In short, the point I am making is that choosing the same heavy, fast cartridges you use in your Beretta 20-bore O/U, weighing 6 3/4 lbs, to shoot through a Victorian 20-bore hammer gun weighing 5 1/4 lbs is not going to be the pleasant experience you were hoping for.
By all means, seek-out a dainty little game gun in a smaller bore than your norm but use it as intended and load it with sympathetic ammunition. If you do so, you will discover the joys of these beautiful, light,, surprisingly effective sporting arms. They can be very addictive. Don’t try and make them do the work of a 12-bore, or even a modern 3” chambered 20-bore.
I often hear the boast from users of modern 20-bores that better shots use smaller bores. Well, if you are throwing 32g of lead in the air from your 20-bore, while your neighbour is using 28g loads in his 12-bore, what exactly do you think you are proving? You are just throwing a 12-bore load down a smaller tube.
Start killing consistently with a traditional 23g load in a 5 1/4 lbs gun and I might be more impressed.
I will make the observation that small bores are not for everyone. The major challenge of light guns is their lack of momentum.
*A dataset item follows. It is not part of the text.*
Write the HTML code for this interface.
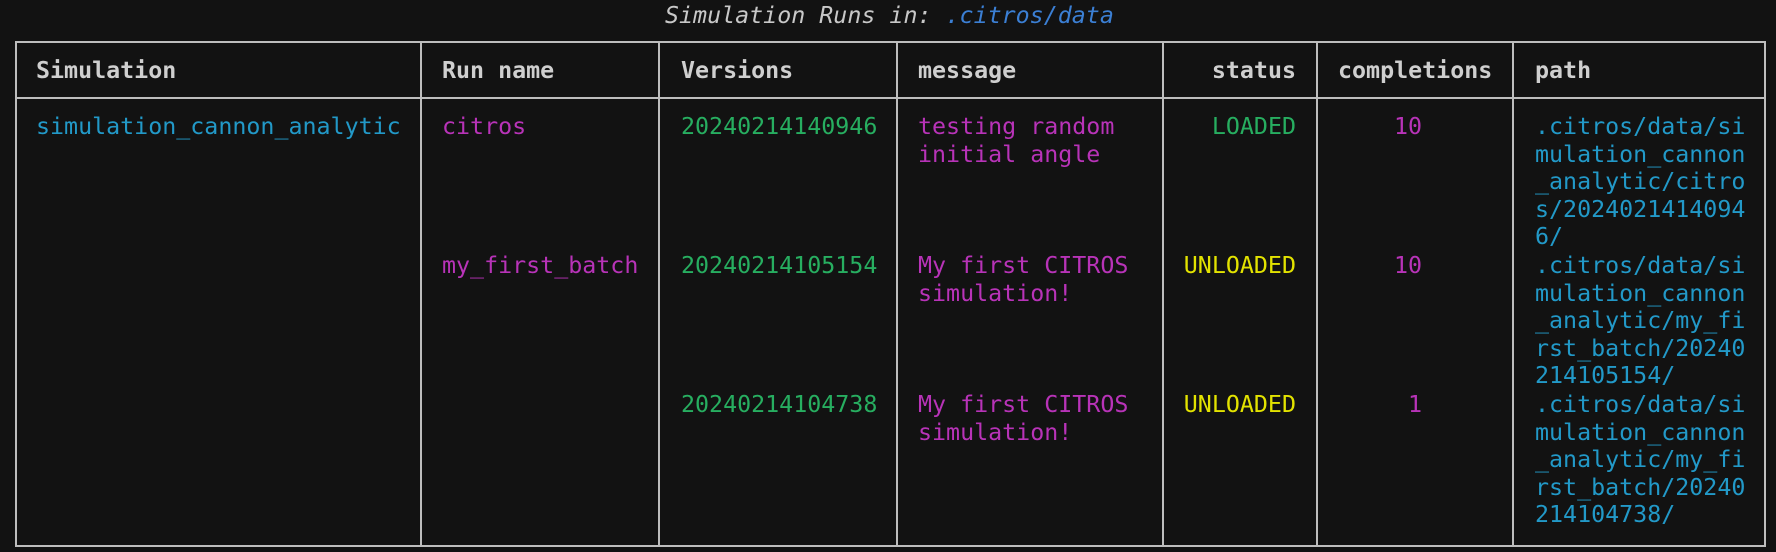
<!DOCTYPE html>
<html><head><meta charset="utf-8"><style>
html,body{margin:0;padding:0;width:1776px;height:552px;background:#121212;overflow:hidden}
body{position:relative;font-family:"DejaVu Sans Mono","Liberation Mono",monospace;font-size:23.3px;line-height:27.6px}
.t{position:absolute;white-space:pre}
.l{position:absolute;background:#bdbdbd}
.h{color:#cfcfcf;font-weight:bold}
.c{color:#2299c8}.m{color:#b833b8}.g{color:#27ae60}.y{color:#e3e300}
</style></head><body>
<div class="t" style="left:665px;top:2px;font-style:italic;color:#c8c8c8">Simulation Runs in: <span style="color:#3b7fd4">.citros/data</span></div>
<div class="l" style="left:15px;top:41px;width:1751px;height:2px"></div>
<div class="l" style="left:15px;top:97px;width:1751px;height:2px"></div>
<div class="l" style="left:15px;top:545px;width:1751px;height:2px"></div>
<div class="l" style="left:15px;top:41px;width:2px;height:506px"></div>
<div class="l" style="left:1764px;top:41px;width:2px;height:506px"></div>
<div class="l" style="left:420px;top:41px;width:2px;height:506px"></div>
<div class="l" style="left:658px;top:41px;width:2px;height:506px"></div>
<div class="l" style="left:896px;top:41px;width:2px;height:506px"></div>
<div class="l" style="left:1162px;top:41px;width:2px;height:506px"></div>
<div class="l" style="left:1316px;top:41px;width:2px;height:506px"></div>
<div class="l" style="left:1512px;top:41px;width:2px;height:506px"></div>

<div class="t h" style="left:36px;top:57px">Simulation</div>
<div class="t h" style="left:442px;top:57px">Run name</div>
<div class="t h" style="left:681px;top:57px">Versions</div>
<div class="t h" style="left:918px;top:57px">message</div>
<div class="t h" style="right:480px;top:57px">status</div>
<div class="t h" style="left:1338px;top:57px">completions</div>
<div class="t h" style="left:1535px;top:57px">path</div>

<div class="t c" style="left:36px;top:113px">simulation_cannon_analytic</div>
<div class="t m" style="left:442px;top:113px">citros</div>
<div class="t g" style="left:681px;top:113px">20240214140946</div>
<div class="t m" style="left:918px;top:113px">testing random
initial angle</div>
<div class="t g" style="right:480px;top:113px">LOADED</div>
<div class="t m" style="right:354px;top:113px">10</div>
<div class="t c" style="left:1535px;top:113px">.citros/data/si
mulation_cannon
_analytic/citro
s/2024021414094
6/</div>

<div class="t m" style="left:442px;top:252px">my_first_batch</div>
<div class="t g" style="left:681px;top:252px">20240214105154</div>
<div class="t m" style="left:918px;top:252px">My first CITROS
simulation!</div>
<div class="t y" style="right:480px;top:252px">UNLOADED</div>
<div class="t m" style="right:354px;top:252px">10</div>
<div class="t c" style="left:1535px;top:252px">.citros/data/si
mulation_cannon
_analytic/my_fi
rst_batch/20240
214105154/</div>

<div class="t g" style="left:681px;top:391px">20240214104738</div>
<div class="t m" style="left:918px;top:391px">My first CITROS
simulation!</div>
<div class="t y" style="right:480px;top:391px">UNLOADED</div>
<div class="t m" style="right:354px;top:391px">1</div>
<div class="t c" style="left:1535px;top:391px">.citros/data/si
mulation_cannon
_analytic/my_fi
rst_batch/20240
214104738/</div>
</body></html>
It is very useful to get some instruction with your new small-bore, make sure it fits and develop a shooting technique that mitigates the lack of natural swing.
I have never fully mastered this and shoot inconsistently with very light guns. I shot my Cashmore 20-bore well at driven grouse but badly at driven pheasants. My current favourite sub 12-bore hammer gun is a Stephen Grant 16-bore of relatively heavy weight; at 6lbs 10 oz, with 30 1/4” barrels. I like the dimensions of the smaller 16-bore action, with its narrower tubes, and appreciate the excellent patterns it throws with 28g fibre-wad cartridges. The 16-bore gives the perfect ‘square load’ (as wide as it is high) when loaded with an ounce of No.6.
As for prices, market forces of supply and demand dictate that you will pay more for a small bore version of whatever gun you are looking at. More still for one with original stock dimensions that suit a modern adult. Most will have stock extensions to make them shootable.